J’ai assisté au débat, que j’ai trouvé particulièrement constructif, porteur d’espoir et tout à fait dans la ligne de l’Appel de Politis. J’ai néanmoins regretté l’absence de Bruno Julliard (PS), dont la présence était annoncée et qui a eu un empêchement. Les élus locaux du PS étaient rares dans la salle, mais peut-être ne les ai-je pas reconnus : il y avait tellement de monde… L’essentiel n’est-il pas que l’ADS ait apporté ce jour-là sa pierre au mouvement de reconstruction d’une gauche digne de ce nom ? Oui, ce fut un bel anniversaire !

Jean-Paul Lebaron, Saint-Yrieix la Perche

La convergence sans attendre

Le Gard (30) et l’Hérault (34) sont deux départements voisins du Languedoc-Roussillon. Hasards de la politique et de la géographie, les Collectifs unitaires ultralibéraux (Cual) sont actifs dans le 34 et absents du 30, et les Alternatifs présentent une configuration inverse.
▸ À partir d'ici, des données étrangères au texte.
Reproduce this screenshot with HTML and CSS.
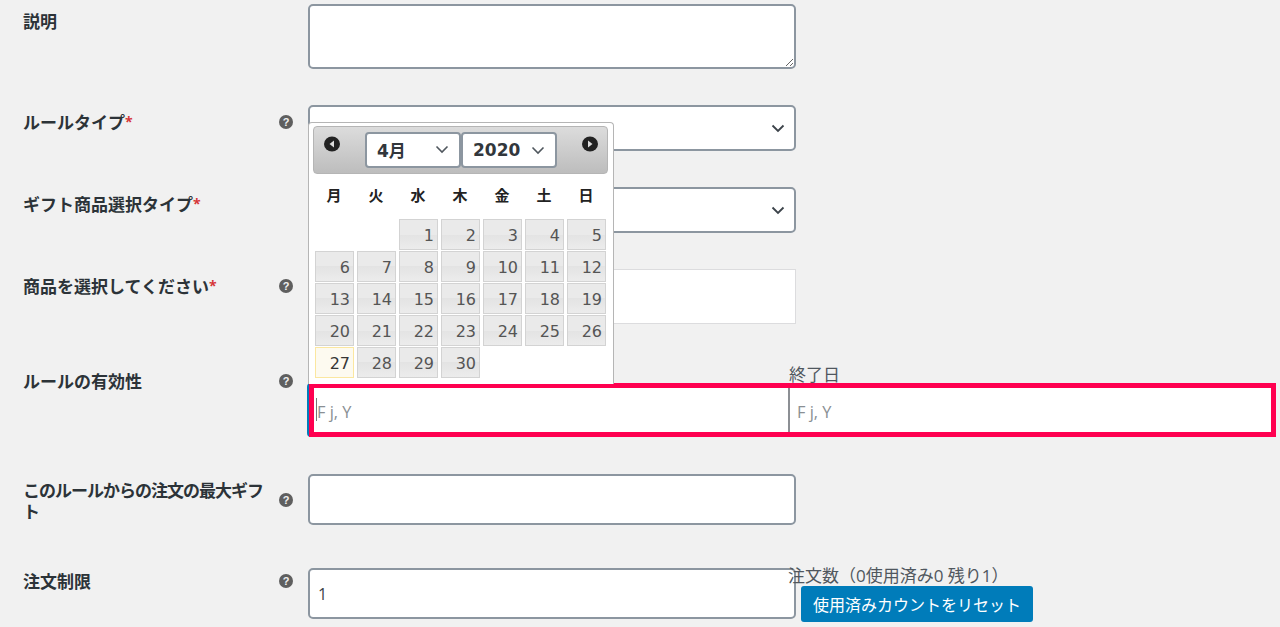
FILE: index.html
```html
<!DOCTYPE html>
<html lang="ja">
<head>
<meta charset="utf-8">
<title>ルール設定</title>
<link rel="stylesheet" href="styles.css">
</head>
<body>
<main class="form">
  <div class="row row-desc">
    <div class="label">説明</div>
    <div class="help-col"></div>
    <div class="field"><textarea class="box textarea"></textarea></div>
  </div>
  <div class="row row-select">
    <div class="label">ルールタイプ<span class="req">*</span></div>
    <div class="help-col"><span class="help">?</span></div>
    <div class="field"><div class="box select">
      <svg class="chev" width="14" height="9" viewBox="0 0 14 9"><path d="M1.5 1.5 7 7l5.5-5.5" fill="none" stroke="#3c434a" stroke-width="1.8"/></svg>
    </div></div>
  </div>
  <div class="row row-select">
    <div class="label">ギフト商品選択タイプ<span class="req">*</span></div>
    <div class="help-col"></div>
    <div class="field"><div class="box select">
      <svg class="chev" width="14" height="9" viewBox="0 0 14 9"><path d="M1.5 1.5 7 7l5.5-5.5" fill="none" stroke="#3c434a" stroke-width="1.8"/></svg>
    </div></div>
  </div>
  <div class="row row-product">
    <div class="label">商品を選択してください<span class="req">*</span></div>
    <div class="help-col"><span class="help">?</span></div>
    <div class="field"><div class="product"></div></div>
  </div>
  <div class="row row-date">
    <div class="label">ルールの有効性</div>
    <div class="help-col"><span class="help">?</span></div>
    <div class="dates">
      <div class="date-col date-start">
        <div class="date-label"></div>
        <div class="date-input start-input"><span class="caret"></span>F j, Y</div>
      </div>
      <div class="date-col date-end">
        <div class="date-label">終了日</div>
        <div class="date-input end-input">F j, Y</div>
      </div>
      <div class="highlight"></div>
      <div class="calendar">
        <div class="cal-head">
          <svg class="nav" width="16" height="16" viewBox="0 0 16 16"><ellipse cx="8" cy="8" rx="8" ry="7.5" fill="#222"/><path d="M10 4.5v7L5.5 8z" fill="#ddd"/></svg>
          <div class="cal-selects">
            <div class="cal-select month">4月<svg width="14" height="9" viewBox="0 0 14 9"><path d="M1.5 1.5 7 7l5.5-5.5" fill="none" stroke="#50575e" stroke-width="1.6"/></svg></div>
            <div class="cal-select year">2020<svg width="14" height="9" viewBox="0 0 14 9"><path d="M1.5 1.5 7 7l5.5-5.5" fill="none" stroke="#50575e" stroke-width="1.6"/></svg></div>
          </div>
          <svg class="nav" width="16" height="16" viewBox="0 0 16 16"><ellipse cx="8" cy="8" rx="8" ry="7.5" fill="#222"/><path d="M6 4.5v7L10.5 8z" fill="#ddd"/></svg>
        </div>
        <div class="weekdays"><span>月</span><span>火</span><span>水</span><span>木</span><span>金</span><span>土</span><span>日</span></div>
        <div class="days">
          <span class="blank"></span><span class="blank"></span><a>1</a><a>2</a><a>3</a><a>4</a><a>5</a>
          <a>6</a><a>7</a><a>8</a><a>9</a><a>10</a><a>11</a><a>12</a>
          <a>13</a><a>14</a><a>15</a><a>16</a><a>17</a><a>18</a><a>19</a>
          <a>20</a><a>21</a><a>22</a><a>23</a><a>24</a><a>25</a><a>26</a>
          <a class="today">27</a><a>28</a><a>29</a><a>30</a>
        </div>
      </div>
    </div>
  </div>
  <div class="row row-max">
    <div class="label label-wrap">このルールからの注文の最大ギフト</div>
    <div class="help-col help-mid"><span class="help">?</span></div>
    <div class="field"><div class="box input"></div></div>
  </div>
  <div class="row row-limit">
    <div class="label label-top">注文制限</div>
    <div class="help-col help-top"><span class="help">?</span></div>
    <div class="field"><div class="box input value">1</div></div>
    <div class="usage">
      <div class="usage-text">注文数（0使用済み0 残り1）</div>
      <button class="reset" type="button">使用済みカウントをリセット</button>
    </div>
  </div>
</main>
</body>
</html>
```
FILE: styles.css
```css
* { box-sizing: border-box; }
html, body { margin: 0; height: 627px; overflow: hidden; }
body {
  background: #f1f1f1;
  color: #3c434a;
  font-family: "Open Sans", "Noto Sans CJK JP", sans-serif;
  font-size: 17px;
}
.form { padding-top: 4px; }
.row { display: flex; align-items: flex-start; padding-left: 23px; }
.row-desc { margin-bottom: 36px; }
.row-select { margin-bottom: 36px; }
.row-product { margin-bottom: 40px; }
.row-date { margin-bottom: 37px; }
.row-max { margin-bottom: 43px; height: 51px; }

.label {
  width: 256px;
  padding-top: 7px;
  font-weight: 700;
  line-height: 21px;
  font-size: 17px;
  color: #2c3338;
  flex: none;
}
.label-wrap { padding-top: 6px; padding-right: 6px; letter-spacing: -1px; }
.label-top { padding-top: 3px; }
.req { color: #d63638; font-weight: 700; font-size: 14px; line-height: 0; vertical-align: 2px; }
.help-col { width: 29px; flex: none; padding-top: 10px; }
.help-mid { padding-top: 19px; }
.help-top { padding-top: 6px; }
.help {
  display: block;
  width: 14px;
  height: 14px;
  border-radius: 50%;
  background: #5f5f5f;
  color: #f1f1f1;
  font: 700 11px/14px "Liberation Sans", sans-serif;
  text-align: center;
}
.field { width: 488px; flex: none; }
.box {
  display: block;
  width: 100%;
  background: #fff;
  border: 2px solid #8c96a0;
  border-radius: 5px;
}
.textarea { height: 65px; margin: 0; resize: vertical; }
.select { height: 46px; display: flex; align-items: center; justify-content: flex-end; padding-right: 9px; }
.product { height: 55px; background: #fff; border: 1px solid #dcdcde; }
.input { height: 51px; }
.value { padding: 13px 8px; font-size: 16px; line-height: 22px; color: #3c434a; }

.dates { position: relative; display: flex; width: 968px; flex: none; }
.date-col { display: flex; flex-direction: column; }
.date-start { width: 481px; }
.date-end { width: 487px; }
.date-label { height: 19px; line-height: 22px; font-size: 17px; color: #50575e; white-space: nowrap; }
.date-input {
  height: 54px;
  background: #fff;
  color: #8a8f94;
  font-size: 16.4px;
  line-height: 58px;
  position: relative;
}
.start-input { margin-left: -1px; padding-left: 7px; border-left: 3px solid #007cba; border-radius: 4px 0 0 4px; }
.end-input { padding-left: 7px; border-left: 2px solid #8c8f94; margin-left: -1px; }
.caret { position: absolute; left: 6px; top: 15px; width: 1px; height: 23px; background: #777; }
.highlight {
  position: absolute;
  left: 1px;
  right: 0;
  top: 19px;
  height: 54px;
  border: 5px solid #ff0050;
  pointer-events: none;
}

.calendar {
  position: absolute;
  left: 0;
  bottom: 53px;
  width: 306px;
  height: 262px;
  background: #fff;
  border: 1px solid #b5b5b5;
  border-bottom: 0;
  border-radius: 4px 4px 0 0;
  padding: 3px 5px 0 4px;
  font-family: "DejaVu Sans", "Noto Sans CJK JP", sans-serif;
}
.cal-head {
  height: 48px;
  display: flex;
  justify-content: space-between;
  align-items: flex-start;
  padding: 5px 9px 0 10px;
  background: linear-gradient(#dcdcdc, #bdbdbd);
  border: 1px solid #b5b5b5;
  border-radius: 4px;
}
.nav { margin-top: 4px; flex: none; }
.cal-selects { display: flex; }
.cal-select {
  height: 36px;
  width: 96px;
  display: flex;
  align-items: center;
  justify-content: space-between;
  padding: 0 10px;
  background: #fff;
  border: 2px solid #8c96a0;
  border-radius: 4px;
  font-weight: 700;
  font-size: 17px;
  color: #32373c;
}
.month { padding-bottom: 2px; }
.weekdays {
  display: grid;
  grid-template-columns: repeat(7, 42px);
  margin-top: 12px;
  height: 20px;
  text-align: center;
  font-weight: 700;
  font-size: 15px;
  line-height: 20px;
  color: #222;
}
.days {
  display: grid;
  grid-template-columns: repeat(7, 39px);
  grid-auto-rows: 31px;
  column-gap: 3px;
  row-gap: 1px;
  margin: 13px 0 0 2px;
}
.days a {
  display: block;
  border: 1px solid #d3d3d3;
  background: linear-gradient(#eaeaea 50%, #e3e3e3 50%, #ececec);
  color: #555;
  font-size: 16px;
  line-height: 31px;
  text-align: right;
  padding-right: 3px;
}
.days a.today {
  border-color: #fbe7a0;
  background: #fdfaf0;
  color: #363636;
}

.usage { margin: -3px 0 0 -8px; flex: none; position: relative; }
.usage-text { font-size: 17px; line-height: 21px; color: #50575e; white-space: nowrap; }
.reset {
  display: block;
  margin: 0 0 0 13px;
  width: 232px;
  height: 36px;
  background: #007cba;
  border: 0;
  border-radius: 3px;
  color: #fff;
  font: 400 16px "Open Sans", "Noto Sans CJK JP", sans-serif;
  white-space: nowrap;
  padding: 0;
}
```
Jusqu’au mardi 14 octobre, la proximité politique n’allait guère de pair avec la connivence militante, mais c’est sans doute du passé. Une première réunion s’est tenue dans un bistrot de Montpellier, où une vingtaine de militants représentant les deux mouvements se sont rencontrés en buvant l’apéritif. Il a bien sûr été question de l’idée de fédération (hypothèse en cours d’élaboration des Communistes unitaires, des écologistes radicaux, des Alternatifs et des Cual) et de cadre permanent de la gauche de transformation sociale et écologique (Appel de Politis ).
La convergence (et plus) apparaît bien comme une nécessité alors que les avis sont plus contradictoires et encore flous sur sa forme : espace, fédération, confédération, adhésion individuelle, autonomie des collectifs, permanence des organisations ? À creuser, donc. Côté travaux pratiques, nous allons travailler dans un premier temps sur des problèmes spécifiquement régionaux, tels les transports ou le scandale du financement public d’un lycée confessionnel par le conseil régional, avec à sa tête l’hyper-président hyperfrêchiste Georges Frêche. Bref, on s’en doutait, mais, comme dit Bashung : rien ne s’oppose. Nous allons donc continuer.